Data
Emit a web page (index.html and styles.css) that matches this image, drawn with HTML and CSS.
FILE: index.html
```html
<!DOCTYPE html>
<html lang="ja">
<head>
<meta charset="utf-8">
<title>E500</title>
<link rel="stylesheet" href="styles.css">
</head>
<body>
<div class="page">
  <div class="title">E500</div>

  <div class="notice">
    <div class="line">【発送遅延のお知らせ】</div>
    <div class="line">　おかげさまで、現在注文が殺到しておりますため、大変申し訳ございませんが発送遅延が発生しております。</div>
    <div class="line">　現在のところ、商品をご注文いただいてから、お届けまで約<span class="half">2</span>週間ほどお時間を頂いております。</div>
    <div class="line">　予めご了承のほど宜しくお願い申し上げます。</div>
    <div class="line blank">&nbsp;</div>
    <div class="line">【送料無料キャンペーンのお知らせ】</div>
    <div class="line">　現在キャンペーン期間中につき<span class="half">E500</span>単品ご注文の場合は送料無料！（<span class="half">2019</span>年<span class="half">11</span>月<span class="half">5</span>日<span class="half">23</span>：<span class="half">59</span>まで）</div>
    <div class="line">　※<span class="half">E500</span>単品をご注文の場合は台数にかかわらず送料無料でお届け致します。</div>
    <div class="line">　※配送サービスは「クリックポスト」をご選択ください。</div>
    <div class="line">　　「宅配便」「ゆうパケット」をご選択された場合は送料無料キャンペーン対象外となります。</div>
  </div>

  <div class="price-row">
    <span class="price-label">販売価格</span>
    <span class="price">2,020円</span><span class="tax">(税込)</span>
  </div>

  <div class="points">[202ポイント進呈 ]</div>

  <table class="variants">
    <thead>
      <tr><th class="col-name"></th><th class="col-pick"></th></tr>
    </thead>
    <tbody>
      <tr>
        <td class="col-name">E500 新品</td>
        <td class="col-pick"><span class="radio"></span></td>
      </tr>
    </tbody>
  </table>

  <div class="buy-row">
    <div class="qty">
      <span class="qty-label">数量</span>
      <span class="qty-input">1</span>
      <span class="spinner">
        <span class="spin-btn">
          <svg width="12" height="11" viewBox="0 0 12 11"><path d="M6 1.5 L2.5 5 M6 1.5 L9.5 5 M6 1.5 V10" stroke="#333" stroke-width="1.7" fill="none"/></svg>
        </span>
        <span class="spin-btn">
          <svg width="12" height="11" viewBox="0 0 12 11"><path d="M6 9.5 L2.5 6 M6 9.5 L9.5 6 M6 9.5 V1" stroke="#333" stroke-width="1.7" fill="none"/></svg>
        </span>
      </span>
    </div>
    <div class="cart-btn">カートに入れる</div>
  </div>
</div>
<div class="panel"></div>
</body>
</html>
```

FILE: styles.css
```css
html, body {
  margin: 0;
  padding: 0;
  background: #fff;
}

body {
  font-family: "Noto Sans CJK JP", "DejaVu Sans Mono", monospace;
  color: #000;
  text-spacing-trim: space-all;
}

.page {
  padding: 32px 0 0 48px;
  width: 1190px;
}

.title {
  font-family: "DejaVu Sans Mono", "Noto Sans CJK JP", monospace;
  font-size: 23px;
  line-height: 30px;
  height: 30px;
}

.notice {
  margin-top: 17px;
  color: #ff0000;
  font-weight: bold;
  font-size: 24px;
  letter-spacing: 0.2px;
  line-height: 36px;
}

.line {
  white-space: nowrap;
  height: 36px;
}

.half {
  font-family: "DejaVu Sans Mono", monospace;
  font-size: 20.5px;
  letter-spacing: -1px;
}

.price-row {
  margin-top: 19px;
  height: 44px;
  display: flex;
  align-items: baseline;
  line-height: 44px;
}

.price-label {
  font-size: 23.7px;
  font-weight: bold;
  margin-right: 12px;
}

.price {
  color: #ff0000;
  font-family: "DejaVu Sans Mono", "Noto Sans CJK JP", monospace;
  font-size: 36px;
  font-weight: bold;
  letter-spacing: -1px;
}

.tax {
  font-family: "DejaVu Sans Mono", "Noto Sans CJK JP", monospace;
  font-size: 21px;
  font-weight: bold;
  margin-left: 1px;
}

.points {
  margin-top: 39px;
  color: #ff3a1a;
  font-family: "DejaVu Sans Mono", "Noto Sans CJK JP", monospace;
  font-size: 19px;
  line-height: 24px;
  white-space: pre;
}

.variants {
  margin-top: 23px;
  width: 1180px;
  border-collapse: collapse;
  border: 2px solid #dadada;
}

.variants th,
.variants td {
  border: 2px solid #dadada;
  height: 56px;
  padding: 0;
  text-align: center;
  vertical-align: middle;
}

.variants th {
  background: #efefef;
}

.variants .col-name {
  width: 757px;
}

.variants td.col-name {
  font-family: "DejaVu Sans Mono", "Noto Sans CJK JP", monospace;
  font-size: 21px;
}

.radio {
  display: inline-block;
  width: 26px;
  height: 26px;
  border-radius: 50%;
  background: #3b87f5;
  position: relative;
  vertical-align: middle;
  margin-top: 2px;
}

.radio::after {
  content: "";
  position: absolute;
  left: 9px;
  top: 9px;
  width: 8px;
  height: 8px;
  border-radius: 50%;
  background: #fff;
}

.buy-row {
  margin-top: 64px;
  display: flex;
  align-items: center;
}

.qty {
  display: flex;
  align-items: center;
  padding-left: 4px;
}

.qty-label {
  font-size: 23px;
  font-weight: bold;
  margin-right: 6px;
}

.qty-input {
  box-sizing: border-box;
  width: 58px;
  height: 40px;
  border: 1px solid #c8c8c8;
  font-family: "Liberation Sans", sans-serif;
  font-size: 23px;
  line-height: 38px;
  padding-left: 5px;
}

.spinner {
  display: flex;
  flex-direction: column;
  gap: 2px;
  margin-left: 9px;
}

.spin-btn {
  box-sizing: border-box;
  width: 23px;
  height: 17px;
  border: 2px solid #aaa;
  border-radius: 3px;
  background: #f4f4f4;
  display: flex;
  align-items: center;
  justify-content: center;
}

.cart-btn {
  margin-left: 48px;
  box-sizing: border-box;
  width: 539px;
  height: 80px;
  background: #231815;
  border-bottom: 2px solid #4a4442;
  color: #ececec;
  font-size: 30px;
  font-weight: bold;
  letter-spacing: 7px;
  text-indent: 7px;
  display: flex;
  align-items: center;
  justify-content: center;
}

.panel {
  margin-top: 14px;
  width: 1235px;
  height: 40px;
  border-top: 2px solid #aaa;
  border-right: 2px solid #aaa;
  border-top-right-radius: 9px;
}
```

Set problem
Using the data above, reproduce every line exactly.

Solved problem
Emit a web page (index.html and styles.css) that matches this image, drawn with HTML and CSS.
FILE: index.html
```html
<!DOCTYPE html>
<html lang="ja">
<head>
<meta charset="utf-8">
<title>E500</title>
<link rel="stylesheet" href="styles.css">
</head>
<body>
<div class="page">
  <div class="title">E500</div>

  <div class="notice">
    <div class="line">【発送遅延のお知らせ】</div>
    <div class="line">　おかげさまで、現在注文が殺到しておりますため、大変申し訳ございませんが発送遅延が発生しております。</div>
    <div class="line">　現在のところ、商品をご注文いただいてから、お届けまで約<span class="half">2</span>週間ほどお時間を頂いております。</div>
    <div class="line">　予めご了承のほど宜しくお願い申し上げます。</div>
    <div class="line blank">&nbsp;</div>
    <div class="line">【送料無料キャンペーンのお知らせ】</div>
    <div class="line">　現在キャンペーン期間中につき<span class="half">E500</span>単品ご注文の場合は送料無料！（<span class="half">2019</span>年<span class="half">11</span>月<span class="half">5</span>日<span class="half">23</span>：<span class="half">59</span>まで）</div>
    <div class="line">　※<span class="half">E500</span>単品をご注文の場合は台数にかかわらず送料無料でお届け致します。</div>
    <div class="line">　※配送サービスは「クリックポスト」をご選択ください。</div>
    <div class="line">　　「宅配便」「ゆうパケット」をご選択された場合は送料無料キャンペーン対象外となります。</div>
  </div>

  <div class="price-row">
    <span class="price-label">販売価格</span>
    <span class="price">2,020円</span><span class="tax">(税込)</span>
  </div>

  <div class="points">[202ポイント進呈 ]</div>

  <table class="variants">
    <thead>
      <tr><th class="col-name"></th><th class="col-pick"></th></tr>
    </thead>
    <tbody>
      <tr>
        <td class="col-name">E500 新品</td>
        <td class="col-pick"><span class="radio"></span></td>
      </tr>
    </tbody>
  </table>

  <div class="buy-row">
    <div class="qty">
      <span class="qty-label">数量</span>
      <span class="qty-input">1</span>
      <span class="spinner">
        <span class="spin-btn">
          <svg width="12" height="11" viewBox="0 0 12 11"><path d="M6 1.5 L2.5 5 M6 1.5 L9.5 5 M6 1.5 V10" stroke="#333" stroke-width="1.7" fill="none"/></svg>
        </span>
        <span class="spin-btn">
          <svg width="12" height="11" viewBox="0 0 12 11"><path d="M6 9.5 L2.5 6 M6 9.5 L9.5 6 M6 9.5 V1" stroke="#333" stroke-width="1.7" fill="none"/></svg>
        </span>
      </span>
    </div>
    <div class="cart-btn">カートに入れる</div>
  </div>
</div>
<div class="panel"></div>
</body>
</html>
```

FILE: styles.css
```css
html, body {
  margin: 0;
  padding: 0;
  background: #fff;
}

body {
  font-family: "Noto Sans CJK JP", "DejaVu Sans Mono", monospace;
  color: #000;
  text-spacing-trim: space-all;
}

.page {
  padding: 32px 0 0 48px;
  width: 1190px;
}

.title {
  font-family: "DejaVu Sans Mono", "Noto Sans CJK JP", monospace;
  font-size: 23px;
  line-height: 30px;
  height: 30px;
}

.notice {
  margin-top: 17px;
  color: #ff0000;
  font-weight: bold;
  font-size: 24px;
  letter-spacing: 0.2px;
  line-height: 36px;
}

.line {
  white-space: nowrap;
  height: 36px;
}

.half {
  font-family: "DejaVu Sans Mono", monospace;
  font-size: 20.5px;
  letter-spacing: -1px;
}

.price-row {
  margin-top: 19px;
  height: 44px;
  display: flex;
  align-items: baseline;
  line-height: 44px;
}

.price-label {
  font-size: 23.7px;
  font-weight: bold;
  margin-right: 12px;
}

.price {
  color: #ff0000;
  font-family: "DejaVu Sans Mono", "Noto Sans CJK JP", monospace;
  font-size: 36px;
  font-weight: bold;
  letter-spacing: -1px;
}

.tax {
  font-family: "DejaVu Sans Mono", "Noto Sans CJK JP", monospace;
  font-size: 21px;
  font-weight: bold;
  margin-left: 1px;
}

.points {
  margin-top: 39px;
  color: #ff3a1a;
  font-family: "DejaVu Sans Mono", "Noto Sans CJK JP", monospace;
  font-size: 19px;
  line-height: 24px;
  white-space: pre;
}

.variants {
  margin-top: 23px;
  width: 1180px;
  border-collapse: collapse;
  border: 2px solid #dadada;
}

.variants th,
.variants td {
  border: 2px solid #dadada;
  height: 56px;
  padding: 0;
  text-align: center;
  vertical-align: middle;
}

.variants th {
  background: #efefef;
}

.variants .col-name {
  width: 757px;
}

.variants td.col-name {
  font-family: "DejaVu Sans Mono", "Noto Sans CJK JP", monospace;
  font-size: 21px;
}

.radio {
  display: inline-block;
  width: 26px;
  height: 26px;
  border-radius: 50%;
  background: #3b87f5;
  position: relative;
  vertical-align: middle;
  margin-top: 2px;
}

.radio::after {
  content: "";
  position: absolute;
  left: 9px;
  top: 9px;
  width: 8px;
  height: 8px;
  border-radius: 50%;
  background: #fff;
}

.buy-row {
  margin-top: 64px;
  display: flex;
  align-items: center;
}

.qty {
  display: flex;
  align-items: center;
  padding-left: 4px;
}

.qty-label {
  font-size: 23px;
  font-weight: bold;
  margin-right: 6px;
}

.qty-input {
  box-sizing: border-box;
  width: 58px;
  height: 40px;
  border: 1px solid #c8c8c8;
  font-family: "Liberation Sans", sans-serif;
  font-size: 23px;
  line-height: 38px;
  padding-left: 5px;
}

.spinner {
  display: flex;
  flex-direction: column;
  gap: 2px;
  margin-left: 9px;
}

.spin-btn {
  box-sizing: border-box;
  width: 23px;
  height: 17px;
  border: 2px solid #aaa;
  border-radius: 3px;
  background: #f4f4f4;
  display: flex;
  align-items: center;
  justify-content: center;
}

.cart-btn {
  margin-left: 48px;
  box-sizing: border-box;
  width: 539px;
  height: 80px;
  background: #231815;
  border-bottom: 2px solid #4a4442;
  color: #ececec;
  font-size: 30px;
  font-weight: bold;
  letter-spacing: 7px;
  text-indent: 7px;
  display: flex;
  align-items: center;
  justify-content: center;
}

.panel {
  margin-top: 14px;
  width: 1235px;
  height: 40px;
  border-top: 2px solid #aaa;
  border-right: 2px solid #aaa;
  border-top-right-radius: 9px;
}
```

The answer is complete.